Dataset excerpt ::
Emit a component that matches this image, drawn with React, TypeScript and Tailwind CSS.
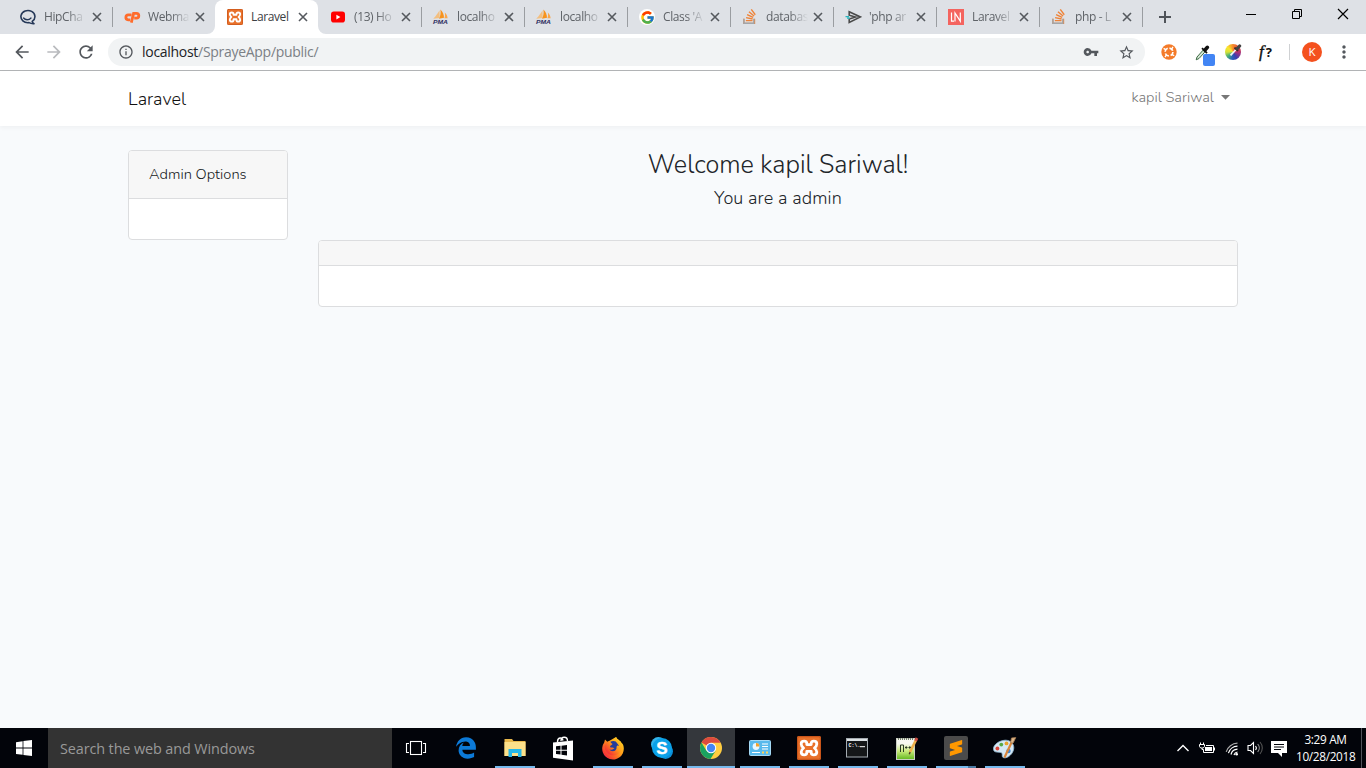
import React from "react";
import { SiStackoverflow, SiSublimetext } from "react-icons/si";
import { FcGoogle } from "react-icons/fc";
import { FaEdgeLegacy } from "react-icons/fa";
import { MdArrowBack, MdArrowForward, MdRefresh, MdVpnKey, MdStarBorder, MdInfoOutline, MdMoreVert } from "react-icons/md";

const HipChatIcon = () => (
  <svg className="-ml-[3px] shrink-0" width="17" height="16" viewBox="0 0 17 16" fill="none" stroke="#253858" strokeWidth="1.6">
    <path d="M13.2 12.4A7 6.1 0 1 0 10 13.6C11.4 14.3 13.2 14.8 15 14.6C14 14.1 13.4 13.4 13.2 12.4Z" strokeLinejoin="round" />
    <path d="M4.6 9C6.4 11.3 10 11.3 12 9" strokeLinecap="round" strokeWidth="1.3" />
  </svg>
);

const CpanelIcon = () => (
  <svg className="shrink-0" width="17" height="12" viewBox="0 0 17 12" fill="none" stroke="#ff6c2c" strokeWidth="2.8">
    <path d="M7.6 3.9H4.6A2.5 2.5 0 0 0 4.2 8.9H6.2" />
    <path d="M7.3 11.6L9.6 2.4H12.4A2.4 2.4 0 0 1 12.4 7.2H10.2" />
  </svg>
);

const XamppIcon = ({ size }: { size: number }) => (
  <span className="flex items-center justify-center rounded-[2px] bg-[#e9712a] text-white">
    <svg width={size} height={size} viewBox="0 0 24 24" fill="none" stroke="#fff" strokeWidth="2.8" strokeLinecap="round" strokeLinejoin="round">
      <rect x="0.6" y="0.6" width="22.8" height="22.8" rx="1.6" stroke="#c9551a" strokeWidth="1.2" />
      <path d="M9.8 8.6V7.6C9.8 5.9 8.8 5.2 7.2 5.2C5.2 5.2 4.2 6.2 4.2 8C4.2 9.8 5 10.8 6.6 12C5 13.2 4.2 14.2 4.2 16C4.2 17.8 5.2 18.8 7.2 18.8C8.8 18.8 9.8 18.1 9.8 16.4V15.4H14.2V16.4C14.2 18.1 15.2 18.8 16.8 18.8C18.8 18.8 19.8 17.8 19.8 16C19.8 14.2 19 13.2 17.4 12C19 10.8 19.8 9.8 19.8 8C19.8 6.2 18.8 5.2 16.8 5.2C15.2 5.2 14.2 5.9 14.2 7.6V8.6Z" />
    </svg>
  </span>
);

const YoutubeIcon = () => (
  <svg width="16" height="16" viewBox="0 0 16 16">
    <rect x="1" y="2.6" width="14" height="11" rx="2.8" fill="#f00" />
    <path d="M6.4 5.8V10.4L10.4 8.1Z" fill="#fff" />
  </svg>
);

const PmaIcon = () => (
  <svg className="shrink-0" width="18" height="16" viewBox="0 0 18 16">
    <path d="M7.5 1.2C5.8 4 4 7 1.2 9.8L7.7 9Z" fill="#f3bf80" />
    <path d="M8.4 0.4C10.8 2.5 12 5.5 12 8.8L7 9.7C8.6 7 8.9 3.5 8.4 0.4Z" fill="#f7931d" />
    <path d="M12.8 3.6C14.5 5.2 15.4 7 15.6 9.2L12.4 9.2C13.2 7.4 13.2 5.4 12.8 3.6Z" fill="#f9a64a" />
    <text x="1" y="15.2" fontFamily="Liberation Sans" fontSize="5.8" fontWeight="700" fontStyle="italic" fill="#2f2f5f" textLength="15" lengthAdjust="spacingAndGlyphs">PMA</text>
  </svg>
);

const ArtisanIcon = () => (
  <svg className="shrink-0" width="17" height="16" viewBox="0 0 17 16" fill="none">
    <path d="M4.2 2.8L15.4 8L4.2 13.4V10L10.4 8L4.2 6.2Z" stroke="#4a4a4a" strokeWidth="1.6" />
    <path d="M0.5 7.6H4M2 9.2H5" stroke="#27b5bd" strokeWidth="1.3" />
  </svg>
);

const LnIcon = () => (
  <svg width="16" height="16" viewBox="0 0 16 16" fill="none">
    <rect width="16" height="16" fill="#f4645f" />
    <path d="M3.5 3.5V12.2H6M7 12.5V4L12.3 12.2V3.5" stroke="#fff" strokeWidth="1.2" />
  </svg>
);

const StackIcon = () => (
  <span className="relative block size-4">
    <SiStackoverflow size={15} color="#ef8236" />
    <svg className="absolute left-0 top-0" width="16" height="16" viewBox="0 0 16 16" fill="none" stroke="#a2a6aa" strokeWidth="1.4">
      <path d="M1.9 9.8V14.3H11.8V9.8" />
    </svg>
  </span>
);

const GoogleIcon = () => (
  <span className="flex size-4 items-center justify-center rounded-full bg-white"><FcGoogle size={15} /></span>
);

const tabs = [
  { title: "HipCha", icon: <HipChatIcon /> },
  { title: "Webma", icon: <CpanelIcon /> },
  { title: "Laravel", icon: <XamppIcon size={16} />, active: true },
  { title: "(13) Ho", icon: <YoutubeIcon /> },
  { title: "localho", icon: <PmaIcon /> },
  { title: "localho", icon: <PmaIcon /> },
  { title: "Class 'A", icon: <GoogleIcon /> },
  { title: "databas", icon: <StackIcon /> },
  { title: "'php ar", icon: <ArtisanIcon /> },
  { title: "Laravel", icon: <LnIcon /> },
  { title: "php - L", icon: <StackIcon /> },
];

function TabStrip() {
  return (
    <div className="flex h-[34px] shrink-0 bg-[#dee1e6] pl-[9px]">
      {tabs.map((t, i) => (
        <div key={i} className={"relative flex h-[34px] w-[103px] shrink-0 items-center pl-3 " + (t.active ? "rounded-t-lg bg-white" : "")}>
          {t.active && (
            <>
              <svg className="absolute -left-2 bottom-0" width="8" height="8" viewBox="0 0 8 8"><path d="M8 0V8H0A8 8 0 0 0 8 0Z" fill="#fff" /></svg>
              <svg className="absolute -right-2 bottom-0" width="8" height="8" viewBox="0 0 8 8"><path d="M0 0V8H8A8 8 0 0 1 0 0Z" fill="#fff" /></svg>
            </>
          )}
          <div className="flex w-4 shrink-0 items-center justify-center">{t.icon}</div>
          <div
            className={
              "w-[42px] shrink-0 whitespace-nowrap text-[12px] leading-4 tracking-[-0.38px] " +
              (t.active ? "ml-2 text-[#3c4043]" : "text-[#5f6368] mask-r-from-55% mask-r-to-100% ") +
              (i === 0 ? "ml-[7px] mr-px" : t.active ? "" : "ml-2")
            }
          >
            {t.title}
          </div>
          <svg className="ml-[5px] shrink-0" width="10" height="10" viewBox="0 0 10 10" stroke="#55595e" strokeWidth="1.6"><path d="M1 1L9 9M9 1L1 9" /></svg>
          {i !== 1 && i !== 2 && <div className="absolute right-[-1px] top-[7px] h-5 w-px bg-[#9a9da1]" />}
        </div>
      ))}
      <svg className="ml-[17px] mt-[11px]" width="12" height="12" viewBox="0 0 12 12" stroke="#50545a" strokeWidth="2"><path d="M6 0V12M0 6H12" /></svg>
      <div className="ml-auto mt-2 flex gap-[34px] pr-[17px]">
        <svg width="12" height="12" viewBox="0 0 12 12" stroke="#000"><path d="M1 6.5H11" /></svg>
        <svg width="12" height="12" viewBox="0 0 12 12" stroke="#000" fill="none"><path d="M1.5 3.5H8.5V10.5H1.5ZM3.5 3.5V1.5H10.5V8.5H8.5" /></svg>
        <svg width="12" height="12" viewBox="0 0 12 12" stroke="#000" strokeWidth="1.2"><path d="M1 1L11 11M11 1L1 11" /></svg>
      </div>
    </div>
  );
}

const OrangeExt = () => (
  <svg width="16" height="16" viewBox="0 0 16 16" fill="none">
    <circle cx="8" cy="8" r="7.7" fill="#f47b2a" />
    <circle cx="8" cy="8" r="3.9" stroke="#fff" strokeWidth="1.7" strokeDasharray="4.3 1.83" />
    <path d="M2.6 4.4L4.6 5.6M12 2.8L10.8 4.8M4 13.2L5.2 11.2M13.2 11.8L11.2 10.6" stroke="#fff" strokeWidth="1.3" />
  </svg>
);

const DropperExt = () => (
  <svg width="20" height="22" viewBox="0 0 20 22" fill="none">
    <path d="M1.2 15.8L2 13L8.6 5.6L10.4 7.4L4 14.5Z" fill="#d5e6d5" stroke="#3d6b45" strokeWidth="1" />
    <path d="M7 4.2L12 9.2" stroke="#111" strokeWidth="1.8" />
    <path d="M10 6L12.4 3.3" stroke="#111" strokeWidth="3.6" strokeLinecap="round" />
    <rect x="8" y="10" width="12" height="12" rx="2" fill="#4285f4" />
  </svg>
);

const WheelExt = () => (
  <span className="relative block size-4 rounded-full bg-[conic-gradient(#f58a2c,#e8443a_50deg,#a0307e_100deg,#3a3fb0_150deg,#2a63b8_190deg,#45b07a_230deg,#d7e23a_270deg,#fbe62c_310deg,#f58a2c)]">
    <svg className="absolute left-0 top-0" width="17" height="16" viewBox="0 0 17 16" fill="none">
      <path d="M5.5 11.4L11.5 5" stroke="#f3f3f3" strokeWidth="1.8" />
      <path d="M9.5 3.6L13 7" stroke="#222" strokeWidth="1.6" /><path d="M12 4.8L14.6 2" stroke="#444" strokeWidth="3.2" strokeLinecap="round" />
    </svg>
  </span>
);

function Toolbar() {
  return (
    <div className="flex h-[37px] shrink-0 items-center border-b border-[#b2b4b6] bg-white pl-3 pr-3">
      <MdArrowBack size={20} color="#54585d" />
      <MdArrowForward size={20} color="#b9bbbe" className="ml-3" />
      <MdRefresh size={20} color="#54585d" className="ml-3" />
      <div className="ml-3 flex h-7 w-[1037px] items-center rounded-full bg-[#f1f3f4] pl-[10px] pr-[10px]">
        <MdInfoOutline size={16} color="#54585d" />
        <div className="ml-2 whitespace-nowrap pb-px text-[14px] tracking-[-0.29px] text-[#7b8085]">
          <span className="text-[#202124]">localhost</span>/SprayeApp/public/
        </div>
        <MdVpnKey size={16} color="#54585d" className="ml-auto" />
        <MdStarBorder size={17} color="#54585d" className="ml-[19px]" />
      </div>
      <div className="ml-4 flex items-center">
        <OrangeExt />
        <span className="ml-[18px] mt-[6px]"><DropperExt /></span>
        <span className="ml-[10px]"><WheelExt /></span>
        <span className="ml-[18px] flex w-4 text-[17px] leading-5 text-[#111]">
          <i className="font-['Liberation_Serif',serif] [-webkit-text-stroke:0.4px]">f</i>
          <span className="ml-[2px] font-['Open_Sans',sans-serif] text-[13px] font-bold">?</span>
        </span>
        <span className="ml-[14px] h-4 w-px bg-[#cfd1d3]" />
        <span className="ml-3 flex size-5 items-center justify-center rounded-full bg-[#f4511e] text-[11.5px] text-white">K</span>
        <MdMoreVert size={20} color="#54585d" className="ml-3" />
      </div>
    </div>
  );
}

function Page() {
  return (
    <div className="flex-1 bg-[#f8fafc] font-['Nunito','Open_Sans',sans-serif] text-[#212529]">
      <nav className="flex h-[55px] items-center justify-between bg-white pl-32 pr-[136px] shadow-[0_2px_4px_rgba(0,0,0,0.04)]">
        <span className="pt-px text-[18px] font-light text-[#111]">Laravel</span>
        <span className="flex items-center pb-px text-[14.6px] font-light text-[#777]">
          kapil Sariwal
          <svg className="ml-[7px]" width="9" height="5" viewBox="0 0 9 5" fill="#777"><path d="M0 0H9L4.5 4.8Z" /></svg>
        </span>
      </nav>
      <main className="flex items-start gap-[30px] px-32 pt-6">
        <section className="w-40 overflow-hidden rounded border border-[#dcdddf] bg-white">
          <div className="flex h-12 items-center border-b border-[#dcdddf] bg-[#f7f7f7] pb-px pl-5 text-[14.7px] font-light text-[#16191c]">Admin Options</div>
          <div className="h-10" />
        </section>
        <div className="w-[920px]">
          <h1 className="text-center text-[25.2px] font-light leading-[30px]">Welcome kapil Sariwal!</h1>
          <h2 className="mt-[7px] text-center text-[18px] font-light leading-[22px] tracking-[0.12px]">You are a admin</h2>
          <section className="mt-[31px] overflow-hidden rounded border border-[#dcdddf] bg-white">
            <div className="h-[25px] border-b border-[#dcdddf] bg-[#f7f7f7]" />
            <div className="h-10" />
          </section>
        </div>
      </main>
    </div>
  );
}

const TaskView = () => (
  <svg className="mr-[2px]" width="22" height="16" viewBox="0 0 22 16" fill="none" stroke="#fff" strokeWidth="1.1">
    <rect x="5.5" y="1.5" width="11" height="13" />
    <path d="M4 3.5H1.5V12.5H4M18 3.5H20.5V12.5H18" />
  </svg>
);

const Explorer = () => (
  <svg width="22" height="20" viewBox="0 0 22 20">
    <path d="M0.5 1H8L9.5 3H21.5V18H0.5Z" fill="#e9b84c" />
    <path d="M0.5 4H21.5V18H0.5Z" fill="#fce08a" />
    <path d="M4.5 19V11H17.5V19H14V15H8V19Z" fill="#26b7e8" />
  </svg>
);

const Store = () => (
  <svg className="mr-[2px]" width="22" height="25" viewBox="0 0 22 25" fill="none">
    <path d="M5.5 6C5.5 1 10 1 11 4.5M9 5C9 0 15.5 0 15.5 5" stroke="#fff" strokeWidth="1.4" />
    <path d="M1 6.5L21 4.5V24.5L1 21.8Z" fill="#fff" />
    <path d="M4 10.3L8.5 9.8V13.8H4ZM9.5 9.7L15 9V13.8H9.5ZM4 14.8H8.5V18.6L4 18.1ZM9.5 14.8H15V19.5L9.5 18.8Z" fill="#02040a" />
  </svg>
);

const Firefox = () => (
  <svg width="24" height="24" viewBox="0 0 24 24">
    <defs><linearGradient id="ff" x1="1" y1="0" x2="0" y2="1"><stop offset="0" stopColor="#ffe226" /><stop offset="0.45" stopColor="#ff9a1a" /><stop offset="0.8" stopColor="#f73b31" /><stop offset="1" stopColor="#e31587" /></linearGradient></defs>
    <path d="M15 1C16 3.5 20 4.5 20.5 7C22 7.5 22.8 10 22.8 12.5A10.8 10.8 0 1 1 3.2 6.5L4 3.5L6.5 6Z" fill="url(#ff)" />
    <circle cx="12.3" cy="11.5" r="6.6" fill="#243c9c" />
    <path d="M15 1C13 6 17 7 18 10C16 8.5 15.5 10 15.5 12.5C14 17 9 15 8.5 13.5C11 14.5 12 13 13.5 12.5C12 11 10 12 9 11C9 9 11.5 9 11.5 8C10 7 9 6 9.5 4.5C7.5 5 7 6 5.5 6L3.5 10C4 18 10 20.5 15 19C20 17.5 22.5 12 20.5 7C19.5 5 16 4 15 1Z" fill="url(#ff)" />
  </svg>
);

const Skype = () => (
  <svg width="24" height="24" viewBox="0 0 24 24">
    <circle cx="8.4" cy="8.4" r="7.4" fill="#35b5ec" /><circle cx="15.6" cy="15.6" r="7.4" fill="#0b8ed8" /><circle cx="12" cy="12" r="10" fill="#0ba1e8" />
    <text x="12" y="18" textAnchor="middle" fontFamily="Liberation Sans" fontSize="17" fontWeight="700" fill="#fff" stroke="#fff" strokeWidth="0.4">S</text>
  </svg>
);

const Chrome = () => (
  <svg width="24" height="24" viewBox="0 0 24 24">
    <circle cx="12" cy="12" r="11" fill="#ffcd41" />
    <path d="M12 12L2.5 6.5A11 11 0 0 1 21.6 6.7H12Z" fill="#dd4b3e" />
    <path d="M2.5 6.5A11 11 0 0 0 11.5 23L16.6 14.7L12 12L7.4 14.7Z" fill="#1aa260" />
    <circle cx="12" cy="12" r="5.2" fill="#fff" /><circle cx="12" cy="12" r="4.2" fill="#4486f5" />
  </svg>
);

const Panel = () => (
  <svg width="22" height="16" viewBox="0 0 22 16" fill="none">
    <rect x="0.5" y="0.5" width="21" height="15" rx="1" fill="#59b9ec" stroke="#a5d9f5" />
    <circle cx="7" cy="6.5" r="3.4" fill="#e9f7ff" /><path d="M7 6.5V3.1A3.4 3.4 0 0 1 10.4 6.5Z" fill="#f3a12a" />
    <path d="M13 4H19M13 6.5H19M13 9H19M3 12.5H11" stroke="#fff" strokeWidth="1.1" /><path d="M13 12.5H15M17 12.5H19" stroke="#ffd35a" strokeWidth="1.8" />
  </svg>
);

const Terminal = () => (
  <svg className="mr-[2px]" width="22" height="20" viewBox="0 0 22 20">
    <rect x="0.5" y="0.5" width="21" height="18.5" fill="#151719" stroke="#a4abb1" /><rect x="1" y="1" width="20" height="2" fill="#dde2e5" />
    <text x="2.5" y="9" fontFamily="Liberation Mono" fontSize="5" fontWeight="700" fill="#fff">C:\.</text><path d="M14 8.7H19" stroke="#fff" />
  </svg>
);

const NotepadPP = () => (
  <svg width="24" height="25" viewBox="0 0 24 25" fill="none">
    <defs><linearGradient id="npp" x1="0" y1="0" x2="0" y2="1"><stop offset="0.25" stopColor="#f7f8f2" /><stop offset="0.6" stopColor="#c9ea7c" /><stop offset="1" stopColor="#62b81e" /></linearGradient></defs>
    <rect x="1.5" y="2.5" width="18" height="21" fill="url(#npp)" stroke="#c9cec4" /><path d="M3 3H18" stroke="#79846f" strokeWidth="2" strokeDasharray="1 1" />
    <path d="M5.5 16V9H8.5V16M10 11.5H12.5M11.2 10.2V12.8M13.5 11.5H16M14.8 10.2V12.8" stroke="#2b3b24" strokeWidth="1" />
    <path d="M15 16L21 4" stroke="#eeb04a" strokeWidth="2.6" /><path d="M20.6 4.8L22 2" stroke="#d14f44" strokeWidth="2.8" /><path d="M14.3 18.3L15.1 16" stroke="#4c3a20" strokeWidth="1.4" />
  </svg>
);

const Sublime = () => (
  <span className="flex size-6 items-center justify-center rounded-[2px] bg-[#4b4b4b]"><SiSublimetext size={16} color="#ff9800" /></span>
);

const Paint = () => (
  <svg className="mr-[2px]" width="25" height="24" viewBox="0 0 25 24" fill="none">
    <path d="M11 4.5C17 3 22 7 21.8 12C21.5 17.5 16 22.5 12 21.8C8.5 21.2 12 17 8.5 16.5C5 16 2 16.5 1.5 13.5C1 9.5 5.5 5.5 11 4.5Z" fill="#d5e8f4" stroke="#8fb6d0" strokeWidth="0.8" />
    <circle cx="5.4" cy="12.5" r="1.9" fill="#d94439" /><circle cx="9.3" cy="8.6" r="1.9" fill="#56a944" /><circle cx="14.5" cy="7.4" r="1.9" fill="#e9a22c" /><circle cx="16.5" cy="15" r="2.2" fill="#3d86d4" />
    <path d="M12.5 21.5L19.5 6.5" stroke="#d9863b" strokeWidth="2.2" /><path d="M18.6 6.6L19.5 2L23.8 1.6L21 7.2Z" fill="#e0b98a" stroke="#a57a52" strokeWidth="0.8" />
  </svg>
);

const apps: { icon: React.ReactNode; state?: "open" | "active" | "stacked" }[] = [
  { icon: <TaskView /> },
  { icon: <FaEdgeLegacy size={22} color="#0c7ad8" /> },
  { icon: <Explorer />, state: "open" },
  { icon: <Store /> },
  { icon: <Firefox />, state: "open" },
  { icon: <Skype />, state: "open" },
  { icon: <Chrome />, state: "active" },
  { icon: <Panel />, state: "open" },
  { icon: <XamppIcon size={24} />, state: "open" },
  { icon: <Terminal />, state: "open" },
  { icon: <NotepadPP />, state: "open" },
  { icon: <Sublime />, state: "stacked" },
  { icon: <Paint />, state: "open" },
];

function Taskbar() {
  return (
    <div className="flex h-10 shrink-0 bg-[#02040a] text-white">
      <div className="flex w-12 items-center justify-center">
        <svg width="16" height="16" viewBox="0 0 16 16" fill="#fff"><path d="M0 2.2L6.6 1.3V7.6H0ZM7.4 1.1L16 0V7.6H7.4ZM0 8.4H6.6V14.8L0 13.9ZM7.4 8.4H16V16L7.4 14.9Z" /></svg>
      </div>
      <div className="flex w-[344px] items-center bg-[#333] pl-3 pt-px text-[14.4px] tracking-[-0.1px] text-[#999]">Search the web and Windows</div>
      <div className="ml-px flex gap-px">
        {apps.map((a, i) => (
          <div key={i} className={"flex w-12 flex-col items-center " + (a.state === "active" ? "bg-[#34373c]" : "")}>
            <div className="flex h-[38px] items-center pt-[2px]">{a.icon}</div>
            {a.state && (
              <div className={"flex h-[2px] justify-end bg-[#76b9ed] " + (a.state === "active" ? "w-12" : "w-10")}>
                {a.state === "stacked" && <div className="w-2 bg-[#4a7aa3]" />}
              </div>
            )}
          </div>
        ))}
      </div>
      <div className="ml-auto flex items-center">
        <svg width="12" height="8" viewBox="0 0 12 8" fill="none" stroke="#fff" strokeWidth="1.4"><path d="M0.5 7L6 1.5L11.5 7" /></svg>
        <svg className="ml-[10px]" width="17" height="13" viewBox="0 0 17 13" fill="none" stroke="#fff">
          <path d="M7 3.5H14.5V10.5H4.5V7.5" /><rect x="6.5" y="5.5" width="6" height="3" fill="#fff" /><path d="M0.5 2.5H5.5V4.5L4.3 6H1.7L0.5 4.5ZM1.5 2.5V0.5M4.5 2.5V0.5M3 6V7.5H4.5M15.5 5.5V8.5" />
        </svg>
        <svg className="ml-[9px] mt-px" width="14" height="14" viewBox="0 0 14 14" fill="none" stroke="#fff" strokeWidth="1.2">
          <path d="M1.2 9.8A12 12 0 0 1 12.5 1.2" stroke="#aaa" /><path d="M3.4 11.2A9.5 9.5 0 0 1 12.5 4.2M6 12.5A7 7 0 0 1 12.5 7.2M9 13A4.3 4.3 0 0 1 12.5 10" /><circle cx="11.7" cy="12.2" r="1.3" fill="#fff" stroke="none" />
        </svg>
        <svg className="ml-2" width="17" height="14" viewBox="0 0 17 14" fill="none" stroke="#fff" strokeWidth="1.1">
          <path d="M1 4.5H3.5L6.5 1.5V12.5L3.5 9.5H1Z" /><path d="M8.5 5A3 3 0 0 1 8.5 9" /><path d="M10.7 3A6 6 0 0 1 10.7 11" stroke="#999" /><path d="M13 1A9 9 0 0 1 13 13" stroke="#555" />
        </svg>
        <svg className="ml-[7px]" width="16" height="17" viewBox="0 0 16 17"><path d="M0 1H16V13H11V17L7 13H0Z" fill="#fff" /><path d="M3 4.5H13M3 7H13M3 9.5H10" stroke="#02040a" /></svg>
        <div className="ml-[9px] mb-px w-[60px] whitespace-nowrap text-center text-[11.8px] leading-[17px] tracking-[-0.33px]">
          <div className="mr-px">3:29 AM</div>
          <div className="mr-px">10/28/2018</div>
        </div>
        <div className="ml-[5px] mr-1 h-10 w-px bg-[#50525a]" />
      </div>
    </div>
  );
}

export default function App() {
  return (
    <div className="flex h-[768px] w-[1366px] flex-col overflow-hidden bg-white font-['Segoe_UI','Open_Sans',sans-serif]">
      <TabStrip />
      <Toolbar />
      <Page />
      <Taskbar />
    </div>
  );
}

The exercise :: Up to and including the line with "MdStarBorder, MdInfoOutline, MdMoreVert", copy the data above from its first line. Skip pictures.

Reply to the task ::
Emit a component that matches this image, drawn with React, TypeScript and Tailwind CSS.
import React from "react";
import { SiStackoverflow, SiSublimetext } from "react-icons/si";
import { FcGoogle } from "react-icons/fc";
import { FaEdgeLegacy } from "react-icons/fa";
import { MdArrowBack, MdArrowForward, MdRefresh, MdVpnKey, MdStarBorder, MdInfoOutline, MdMoreVert } from "react-icons/md";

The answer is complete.